According to The American Institute of Cancer Research, each year cancer costs the world more money than any other disease. My surgery alone was $250,000; the hospital stay, another $380,000. Chemotherapy was $25,000 per session – with four sessions, that totaled $100,000. Radiation was another $45,000 added to the bill.
This doesn’t include all the other expenses, labs, medication, blood transfusions, all the complications that go along with cancer treatment. I thank God every day I had insurance. Insurance that I was able to keep because of COBRA laws, since I no longer had a job, and cost me over $800 a month.
There are ways to help manage expenses, such as signing up for frequent flier programs and hotel loyalty programs. Some medical centers have homes that patients can stay in for a much cheaper rate than a hotel. In Boston, for example, there is the Thornton House at Brigham and Women’s where patients and their caregiver can stay while they are there getting treated. Most hospitals and mesothelioma cancer centers have a program coordinator who can help with finding lodging. The Mesothelioma Applied Research Foundation also offers financial help to people who qualify and are seeking treatment away from their home.

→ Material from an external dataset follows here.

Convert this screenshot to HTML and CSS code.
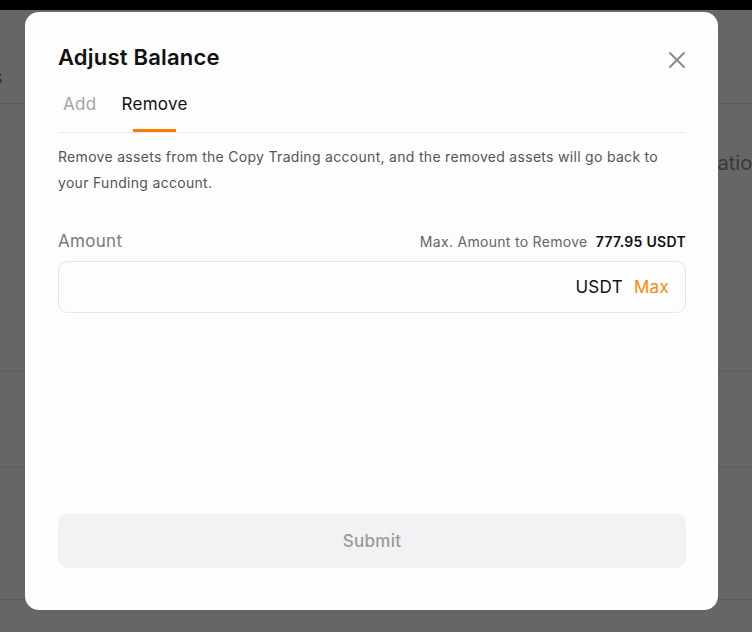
FILE: index.html
```html
<!DOCTYPE html>
<html lang="en">
<head>
<meta charset="utf-8">
<title>Adjust Balance</title>
<link rel="stylesheet" href="styles.css">
</head>
<body>
<div class="page">
  <div class="topbar"></div>
  <div class="page-tabs">
    <span class="page-tab">Positions</span>
  </div>
  <div class="page-row">
    <span class="page-side">Allocation</span>
  </div>
  <div class="page-row tall"></div>
  <div class="page-row mid"></div>
  <div class="page-row short"></div>
</div>

<div class="overlay">
  <div class="modal">
    <div class="modal-head">
      <h2 class="modal-title">Adjust Balance</h2>
      <button class="close" aria-label="Close">
        <svg width="18" height="18" viewBox="0 0 18 18"><path d="M2 2 L16 16 M16 2 L2 16" stroke="#8a8a8a" stroke-width="2" stroke-linecap="round" fill="none"/></svg>
      </button>
    </div>
    <div class="tabs">
      <span class="tab">Add</span>
      <span class="tab active">Remove</span>
    </div>
    <p class="desc">Remove assets from the Copy Trading account, and the removed assets will go back to your Funding account.</p>
    <div class="field-head">
      <span class="field-label">Amount</span>
      <span class="field-max">Max. Amount to Remove <b>777.95 USDT</b></span>
    </div>
    <div class="input">
      <span class="unit">USDT</span>
      <span class="max-link">Max</span>
    </div>
    <div class="spacer"></div>
    <button class="submit">Submit</button>
  </div>
</div>
</body>
</html>
```

FILE: styles.css
```css
* { box-sizing: border-box; }

html, body {
  margin: 0;
  height: 100%;
  overflow: hidden;
  font-family: Inter, "Noto Sans", sans-serif;
}

/* page underneath the dialog */
.page {
  background: #fff;
  height: 100%;
  display: flex;
  flex-direction: column;
}
.topbar { height: 10px; background: #000; }
.page-tabs {
  height: 94px;
  border-bottom: 1px solid #e8e8e8;
  display: flex;
  align-items: flex-end;
  padding-bottom: 14px;
}
.page-tab {
  font-size: 20px;
  line-height: 24px;
  color: #888;
  margin-left: -83px;
}
.page-row {
  height: 268px;
  border-bottom: 1px solid #e8e8e8;
  display: flex;
  justify-content: flex-end;
  align-items: flex-start;
}
.page-side {
  font-size: 20px;
  color: #8c8c8c;
  margin-top: 47px;
  margin-right: -12px;
}
.page-row.tall { height: 96px; }
.page-row.mid { height: 132px; }
.page-row.short { flex: 1; border-bottom: 0; }

/* dim layer with the dialog on top */
.overlay {
  position: fixed;
  inset: 0;
  background: rgba(0, 0, 0, 0.6);
  padding: 12px 34px 22px 25px;
  display: flex;
}
.modal {
  flex: 1;
  background: #fdfdfd;
  border-radius: 14px;
  padding: 28px 32px 42px 33px;
  display: flex;
  flex-direction: column;
  letter-spacing: 0.3px;
}
.modal-head {
  display: flex;
  justify-content: space-between;
  align-items: center;
}
.modal-title {
  margin: 0;
  font-size: 22px;
  font-weight: 600;
  color: #111;
  letter-spacing: 0.2px;
  line-height: 34px;
}
.close {
  border: 0;
  background: none;
  padding: 0;
  width: 18px;
  height: 18px;
  margin-top: 6px;
  display: flex;
}

.tabs {
  display: flex;
  gap: 25px;
  border-bottom: 1px solid #ececec;
  margin-top: 19px;
  padding-left: 5px;
}
.tab {
  font-size: 17px;
  color: #a3a3a3;
  padding-bottom: 17px;
  line-height: 22px;
  position: relative;
}
.tab.active { color: #111; }
.tab.active::after {
  content: "";
  position: absolute;
  left: 12px;
  right: 12px;
  bottom: 0;
  height: 3px;
  background: #ff7a00;
}

.desc {
  margin: 11px 0 0;
  font-size: 14px;
  line-height: 26px;
  color: #555;
}

.field-head {
  display: flex;
  justify-content: space-between;
  align-items: baseline;
  margin-top: 35px;
}
.field-label { font-size: 17px; color: #7a7a7a; }
.field-max { font-size: 14px; color: #666; }
.field-max b { color: #111; font-weight: 600; margin-left: 4px; }

.input {
  margin-top: 10px;
  height: 52px;
  border: 1px solid #e6e6e6;
  border-radius: 10px;
  display: flex;
  justify-content: flex-end;
  align-items: center;
  gap: 11px;
  padding-right: 16px;
  font-size: 17px;
}
.unit { color: #111; }
.max-link { color: #ff8a00; }

.spacer { flex: 1; }

.submit {
  height: 54px;
  border: 0;
  border-radius: 10px;
  background: #f1f2f4;
  color: #9a9a9a;
  font-family: inherit;
  font-size: 17px;
  font-weight: 500;
  letter-spacing: 0.3px;
}
```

Discovering the Incalculable Costs
But what about all the intangible costs?
I missed my child’s entire sixth month of life. I was either sick, or recovering from treatment for basically the first two years of their life. There are huge gaps in my memory from that time. Those are moments I will never get back. These are things you can’t put a price on.
The mental stress for my family, my parents, who took over parenting for my baby while I was in Boston, and the costs they incurred for their care over the three months they lived there, were never even taken into consideration. No one thinks of these things when they think about the cost of cancer.
The bills were piling up, so my husband had to return home, alone, and leave me in Boston, under the care of my sister, who had taken three weeks off work to care for me while I recovered. All of her expenses came out of her pocket; she never got reimbursed for anything.
I was lucky. I had friends and family who stepped in and held fundraisers for us to help with medical and living expenses. Without that help, we would have lost everything.
10 years later people assume everything is just great, but the expenses are still there. My surgeon moved from Boston to Houston, so I still have to travel every six months for follow-up appointments. I have to pay for airfare and lodging out of my own pocket. I will always have breathing issues, living with just one lung. I have fatigue related to treatment, and recently I was diagnosed with PTSD as a result of the cancer diagnosis and subsequent treatments. Through help from a good therapist, support from other meso patients, friends and family, I am better equipped to handle the anxiety and PTSD. So there is much more to the cost of a mesothelioma diagnosis than what is on paper.
Like many other asbestos victims, I hired a reputable law firm to represent me, and we were able to settle our suit. Many people wrongly assumed that this makes everything okay. No amount of money can ever replace all I lost.
The first two years of my baby’s life, my career, my health and my lung. My life is irrevocably changed since that day in November 2005.
I’ve worked hard to make my life what it is today, but the innocence is lost, the uncertainty of life is never far from my thoughts. The fact that things can, and do, change in an instant is something I’m intimately familiar with.
Asbestos robbed me and thousands upon thousands of other innocent people of that life we dreamed of – and for what? Corporate greed. Money. No product should be used that has been known for decades that it kills people. There are other cost-effective substitutes on the market that don’t endanger the lives of people working with or around it.
There is no known safe level of exposure to asbestos, and as long as it is still legal and lethal in the US, I will continue my efforts to change the laws around using this deadly mineral, working toward a ban.